How good are the contracts? What are the fees, expectations in terms of returns? They’ve had jet planes, all kinds of things that the managers were charging the investors. If they have to make those contracts public, then there’ll be added pressure on them to make it clear what expenses are being paid. That’s why they don’t want them public.

Based on the limited public filings currently issued by major Wall Street firms managing billions of dollars of pension money, Kim’s legislation, if successful, could expose eye-opening behaviors by the financial operators involved.

For example, the firms already admit that they will give preference to some investors over others. Claren Road Asset Management, an affiliate of the Carlyle Group, says in an SEC filing that “its affiliates and its personnel may give advice or take action for their own accounts that may differ from, conflict with or be adverse to advice given or action taken for Clients.”

In effect, such provisions — which are widespread throughout the financial industry — mean well-connected friends and family of senior alternative investment executives could get preferential treatment over ordinary public pension fund investors in the same investment vehicles.

Contracts obtained by us have also shown that managers will demand a waiver of jury trials, and that they indemnify senior executives from liability to the fund for all activity “that is not in material violation of this Agreement and does not constitute fraud, gross negligence, or willful misconduct.” Such language means that the manager is insulated from nearly all instances of misconduct that are provable in a court of law, as the “outright fraud” or “willful misconduct” legal standards are very high bars to meet.

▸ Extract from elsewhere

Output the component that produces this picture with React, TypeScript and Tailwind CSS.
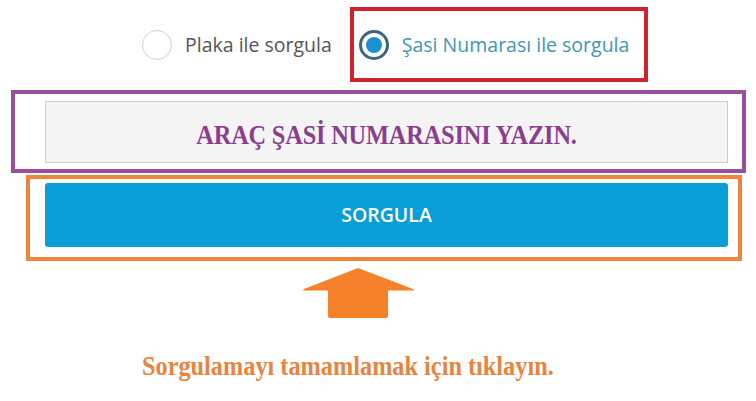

Siedle says that he has even read contracts that waive the traditionally sacred obligation of managers to act in the best interests of their clients.

New York has been at the center of corruption allegations relating to shadowy alternative investments. Former city comptroller Alan Hevesi, for example, was convicted of selling access to the pension fund to private equity firms, including the Carlyle Group.

Despite current comptroller Tom DiNapoli’s pledge to complete an ethics overhaul the department, major ethical lapses have occurred on his watch. The pension system’s head of fixed income from 2014 to 2016, Navnoor Kang, was sentenced to prison in 2018 for accepting bribes from brokers after he had improperly accepted gifts from vendors at his last job.

Meanwhile, DiNapoli’s longtime former chief investment officer, Vicki Fuller, joined Blackstone in 2020 after leaving her job with the pension fund. On Fuller’s watch, Blackstone did extensive business with the city pension fund.